| ‘None can usurp this height,’ returned that shade, ‘But those to whom the miseries of the world Are misery, and will not let them rest. All else who find a haven in the world, Where they may thoughtless sleep away their days, If by a chance into this fane they come, Rot on the pavement where thou rottedst half.’ ‘Are there not thousands in the world,’ said I, Encouraged by the sooth voice of the shade, ‘Who love their fellows even to the death, Who feel the giant agony of the world, And more, like slaves to poor humanity, Labour for mortal good?’ |
If the reader compares with this the following passage from the Preface to Alastor, and if he observes the words I have italicised in it, he will hardly doubt that some unconscious recollection of the Preface was at work in Keats’s mind. Shelley is distinguishing the self-centred seclusion of his poet from that of common selfish souls:
‘The picture is not barren of instruction to actual men. The Poet’s self-centred seclusion was avenged by the furies of an irresistible passion pursuing him to speedy ruin. But that Power which strikes the luminaries of the world with sudden darkness and extinction, by awakening them to too exquisite a perception of its influences, dooms to a slow and poisonous decay those meaner spirits that dare to abjure its dominion. Their destiny is more abject and inglorious as their delinquency is more contemptible and pernicious. They who, deluded by no generous error, instigated by no sacred thirst of doubtful knowledge, duped by no illustrious superstition, loving nothing on this earth, and cherishing no hopes beyond, yet keep aloof from sympathies with their kind, rejoicing neither in human joy nor mourning with human grief; these, and such as they, have their apportioned curse. They languish, because none feel with them their common nature. They are morally dead. They are neither friends, nor lovers, nor fathers, nor citizens of the world, nor benefactors of their country. Among those who attempt to exist without human sympathy, the pure and tender-hearted perish through the intensity and passion of their search after its communities, when the vacancy of their spirit suddenly makes itself felt. All else, selfish, blind, and torpid, are those unforeseeing multitudes who constitute, together with their own, the lasting misery and loneliness of the world. Those who love not their fellow-beings, live unfruitful lives, and prepare for their old age a miserable grave.’[35]
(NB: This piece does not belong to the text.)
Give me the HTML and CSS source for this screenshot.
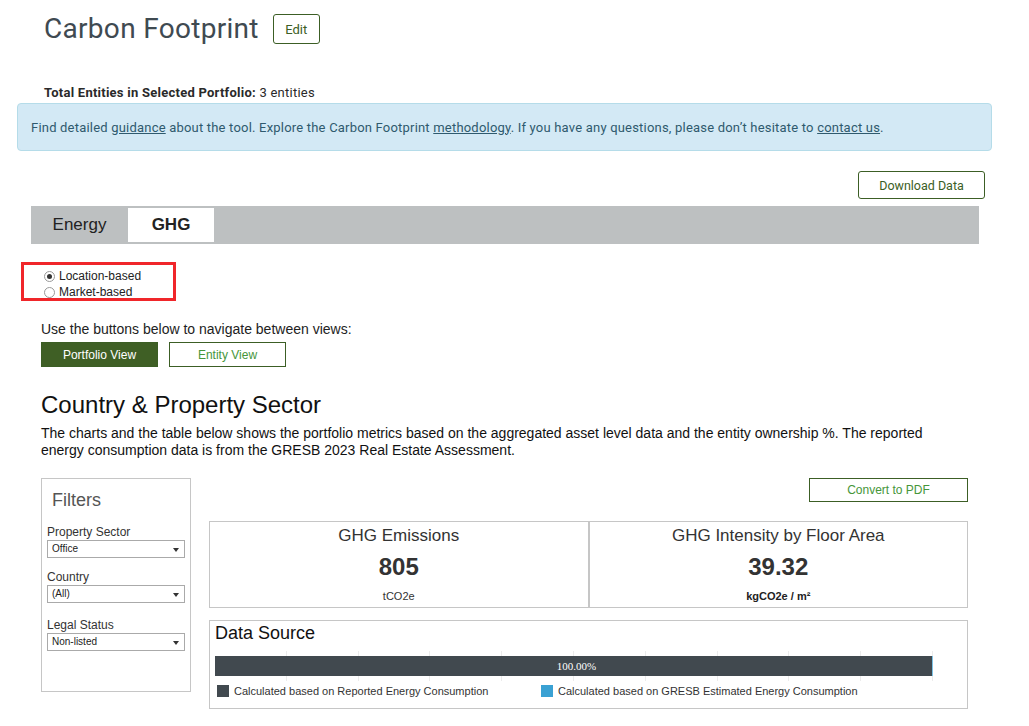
FILE: index.html
```html
<!DOCTYPE html>
<html lang="en">
<head>
  <meta charset="UTF-8" />
  <title>Carbon Footprint</title>
  <link rel="stylesheet" href="styles.css">
</head>
<body>
  <div class="page">
    <div class="page-header">
      <h1>Carbon Footprint</h1>
      <button class="btn-edit">Edit</button>
    </div>

    <div class="total-entities"><b>Total Entities in Selected Portfolio:</b> 3 entities</div>

    <div class="info-box">
      <span>Find detailed <a href="#">guidance</a> about the tool. Explore the Carbon Footprint <a href="#">methodology</a>. If you have any questions, please don’t hesitate to <a href="#">contact us</a>.</span>
    </div>

    <div class="download-row">
      <button class="btn-download">Download Data</button>
    </div>

    <div class="tabs">
      <div class="tab">Energy</div>
      <div class="tab active">GHG</div>
    </div>

    <div class="radio-box">
      <div class="radio-item"><span class="radio checked"></span>Location-based</div>
      <div class="radio-item"><span class="radio"></span>Market-based</div>
    </div>

    <div class="dashboard">
      <p class="nav-hint">Use the buttons below to navigate between views:</p>
      <div class="view-buttons">
        <button class="btn-view active">Portfolio View</button>
        <button class="btn-view">Entity View</button>
      </div>

      <h2>Country &amp; Property Sector</h2>
      <p class="desc">The charts and the table below shows the portfolio metrics based on the aggregated asset level data and the entity ownership %. The reported energy consumption data is from the GRESB 2023 Real Estate Assessment.</p>

      <div class="dash-body">
        <div class="filters">
          <div class="filters-title">Filters</div>
          <div class="filter">
            <div class="filter-label">Property Sector</div>
            <div class="select">Office<span class="caret"></span></div>
          </div>
          <div class="filter">
            <div class="filter-label">Country</div>
            <div class="select">(All)<span class="caret"></span></div>
          </div>
          <div class="filter last">
            <div class="filter-label">Legal Status</div>
            <div class="select">Non-listed<span class="caret"></span></div>
          </div>
        </div>

        <div class="charts">
          <div class="pdf-row">
            <button class="btn-pdf">Convert to PDF</button>
          </div>
          <div class="kpis">
            <div class="kpi">
              <div class="kpi-title">GHG Emissions</div>
              <div class="kpi-value">805</div>
              <div class="kpi-unit">tCO2e</div>
            </div>
            <div class="kpi">
              <div class="kpi-title">GHG Intensity by Floor Area</div>
              <div class="kpi-value">39.32</div>
              <div class="kpi-unit bold">kgCO2e / m²</div>
            </div>
          </div>
          <div class="data-source">
            <div class="ds-title">Data Source</div>
            <div class="ds-chart">
              <div class="grid">
                <span></span><span></span><span></span><span></span><span></span>
                <span></span><span></span><span></span><span></span><span></span>
              </div>
              <div class="bar">
                <div class="bar-reported">100.00%</div>
                <div class="bar-estimated"></div>
              </div>
            </div>
            <div class="legend">
              <div class="legend-item"><span class="swatch dark"></span>Calculated based on Reported Energy Consumption</div>
              <div class="legend-item"><span class="swatch blue"></span>Calculated based on GRESB Estimated Energy Consumption</div>
            </div>
          </div>
        </div>
      </div>
    </div>
  </div>
</body>
</html>
```

FILE: styles.css
```css
* {
  box-sizing: border-box;
}

html, body {
  margin: 0;
  padding: 0;
  background: #fff;
  font-family: "Liberation Sans", Arial, sans-serif;
  color: #222;
}

button {
  font-family: inherit;
  background: #fff;
  cursor: pointer;
}

.page {
  width: 1029px;
  height: 726px;
  overflow: hidden;
}

/* header */
.page-header {
  display: flex;
  align-items: center;
  gap: 14px;
  padding: 14px 0 0 44px;
  height: 44px;
}

h1 {
  margin: 0;
  font-family: Roboto, "DejaVu Sans", sans-serif;
  font-weight: 400;
  font-size: 28px;
  letter-spacing: 0.3px;
  color: #3f4a51;
  line-height: 30px;
}

.btn-edit {
  height: 30px;
  width: 47px;
  border: 1px solid #3c5e25;
  border-radius: 3px;
  color: #3c5e25;
  font-family: Roboto, sans-serif;
  font-size: 13px;
  padding: 0;
}

.total-entities {
  margin: 42px 0 0 44px;
  font-family: Roboto, sans-serif;
  font-size: 13px;
  letter-spacing: 0.25px;
  line-height: 14px;
  color: #2a2a2a;
}

.info-box {
  margin: 3px 37px 0 17px;
  height: 48px;
  padding: 0 13px;
  display: flex;
  align-items: center;
  background: #d3e9f5;
  border: 1px solid #b5dce9;
  border-radius: 4px;
  font-family: Roboto, sans-serif;
  font-size: 13px;
  letter-spacing: 0.2px;
  color: #2f5a6e;
}

.info-box a {
  color: #2f5a6e;
  text-decoration: underline;
}

.download-row {
  display: flex;
  justify-content: flex-end;
  margin: 20px 44px 0 0;
}

.btn-download {
  width: 127px;
  height: 28px;
  border: 1px solid #3c5e25;
  border-radius: 3px;
  color: #3c5e25;
  font-family: Roboto, sans-serif;
  font-size: 12.5px;
  padding: 0;
}

/* tabs */
.tabs {
  display: flex;
  margin: 7px 50px 0 31px;
  height: 38px;
  background: #bdc0c1;
}

.tab {
  width: 97px;
  display: flex;
  align-items: center;
  justify-content: center;
  font-size: 17px;
  color: #222;
}

.tab.active {
  width: 86px;
  background: #fff;
  font-weight: bold;
  border-top: 2px solid #bdc0c1;
  border-bottom: 2px solid #bdc0c1;
}

/* red outlined radios */
.radio-box {
  margin: 18px 0 0 21px;
  width: 155px;
  height: 39px;
  border: 3px solid #f0262a;
  padding: 3px 0 0 20px;
}

.radio-item {
  display: flex;
  align-items: center;
  height: 16px;
  font-size: 12px;
  color: #222;
}

.radio {
  width: 11px;
  height: 11px;
  border: 1px solid #999;
  border-radius: 50%;
  margin-right: 4px;
  display: flex;
  align-items: center;
  justify-content: center;
  background: #fff;
}

.radio.checked::after {
  content: "";
  width: 5px;
  height: 5px;
  border-radius: 50%;
  background: #333;
}

/* dashboard */
.dashboard {
  padding: 20px 61px 0 41px;
}

.nav-hint {
  margin: 0;
  font-size: 14px;
  line-height: 16px;
  color: #222;
}

.view-buttons {
  display: flex;
  gap: 11px;
  margin-top: 5px;
}

.btn-view {
  width: 117px;
  height: 25px;
  border: 1px solid #3c5e25;
  color: #46963a;
  font-size: 12px;
  padding: 0;
}

.btn-view.active {
  background: #3f5f25;
  color: #fff;
}

h2 {
  margin: 24px 0 0 0;
  font-weight: 400;
  font-size: 24px;
  line-height: 28px;
  color: #111;
}

.desc {
  margin: 6px 0 0 0;
  font-size: 14px;
  line-height: 17px;
  color: #111;
}

.dash-body {
  display: flex;
  gap: 18px;
  margin-top: 19px;
}

.filters {
  width: 150px;
  height: 214px;
  border: 1px solid #c6c6c6;
  padding: 0 5px;
}

.filters-title {
  font-size: 18px;
  color: #555;
  margin: 10px 0 0 5px;
  line-height: 22px;
}

.filter {
  margin-top: 14px;
}

.filter + .filter {
  margin-top: 12px;
}

.filter.last {
  margin-top: 15px;
}

.filter-label {
  font-size: 12px;
  line-height: 14px;
  color: #333;
}

.select {
  position: relative;
  height: 18px;
  border: 1px solid #aaa;
  font-size: 10px;
  line-height: 16px;
  padding-left: 4px;
  color: #222;
  margin-top: 1px;
}

.caret {
  position: absolute;
  right: 5px;
  top: 7px;
  border-left: 3px solid transparent;
  border-right: 3px solid transparent;
  border-top: 4px solid #333;
}

.charts {
  width: 759px;
}

.pdf-row {
  display: flex;
  justify-content: flex-end;
}

.btn-pdf {
  width: 159px;
  height: 24px;
  border: 1px solid #3c5e25;
  color: #46963a;
  font-size: 12px;
  padding: 0;
}

.kpis {
  display: flex;
  margin-top: 19px;
  height: 87px;
  border: 1px solid #c6c6c6;
}

.kpi {
  flex: 1;
  text-align: center;
  color: #333;
}

.kpi + .kpi {
  border-left: 2px solid #c6c6c6;
}

.kpi-title {
  font-size: 17px;
  margin-top: 4px;
  line-height: 20px;
}

.kpi-value {
  font-size: 24px;
  font-weight: bold;
  margin-top: 7px;
  line-height: 28px;
}

.kpi-unit {
  font-size: 11px;
  margin-top: 9px;
  line-height: 13px;
}

.kpi-unit.bold {
  font-weight: bold;
  color: #222;
}

.data-source {
  margin-top: 12px;
  height: 89px;
  border: 1px solid #c6c6c6;
  padding: 0 5px;
}

.ds-title {
  font-size: 18px;
  color: #111;
  margin: 1px 0 0 0;
  line-height: 22px;
}

.ds-chart {
  position: relative;
  width: 718px;
  height: 30px;
  margin-top: 7px;
}

.grid {
  position: absolute;
  inset: 0;
  display: flex;
}

.grid span {
  flex: 1;
  border-right: 1px solid #ececec;
}

.bar {
  position: absolute;
  left: 0;
  right: 0;
  top: 5px;
  height: 20px;
  display: flex;
}

.bar-reported {
  flex: 1;
  background: #41494f;
  color: #fff;
  font-family: "Liberation Serif", serif;
  font-size: 11px;
  line-height: 20px;
  text-align: center;
  padding-left: 6px;
}

.bar-estimated {
  width: 1px;
  background: #7cc3e6;
}

.legend {
  display: flex;
  margin-top: 4px;
  padding-left: 2px;
}

.legend-item {
  display: flex;
  align-items: center;
  font-size: 11px;
  color: #333;
  width: 324px;
}

.swatch {
  width: 12px;
  height: 12px;
  margin-right: 5px;
}

.swatch.dark {
  background: #41494f;
}

.swatch.blue {
  background: #3aa1d3;
}
```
I have still a passage to refer to. Let the reader turn to the quotation on p. 236 from Keats’s reply to Shelley’s letter of invitation to his home in Italy; and let him ask himself why Keats puts the word “self-concentration” in inverted commas. He is not referring to anything in Shelley’s letter, and he is not in the habit in the letters of using inverted commas except to mark a quotation. Without doubt, I think, he is referring from memory to the Preface to Alastor and the phrase ‘self-centred seclusion.’ He has come to feel that this self-centred seclusion is right for a poet like himself, and that the direct pursuit of philanthropy in poetry (which he supposes Shelley to advocate) is wrong. But this is another proof how much he had been influenced by Shelley’s poem; and it is perhaps not too rash to conjecture that his consciousness of this influence was one reason why he had earlier refused to visit Shelley, in order that he might ‘have his own unfettered scope.’[36]
If it seems to anyone that these conclusions are derogatory to Keats, either as a man or a poet, I can only say that I differ from him entirely. But I will add that there seems to me some reason to conjecture that Shelley had read the Ode to a Nightingale before he wrote the stanzas To a Skylark.
[1] The Letters (except those to Miss Brawne, and a few others) have been edited by Colvin, and (without exception) by Forman (pub. Gowans & Gray). I refer to them by their numbers, followed by the initial of the editor’s name. Both editions reproduce peculiarities of punctuation, etc.; but for my present purpose these are usually without interest, and I have consulted the convenience of the reader in making changes.
[2] Keats himself, it is strange to think, was born in the same year as Carlyle.
[3] These passions were in his last two years overclouded at times, but they remained to the end. When, in the bitterness of his soul, he begged Severn to put on his tombstone no name, but only ‘Here lies one whose name was writ in water,’ he was thinking not merely of the reviewers who had robbed him of fame in his short life, but also of those unwritten poems, of which ‘the faint conceptions’ in happier days used to ‘bring the blood into his forehead.’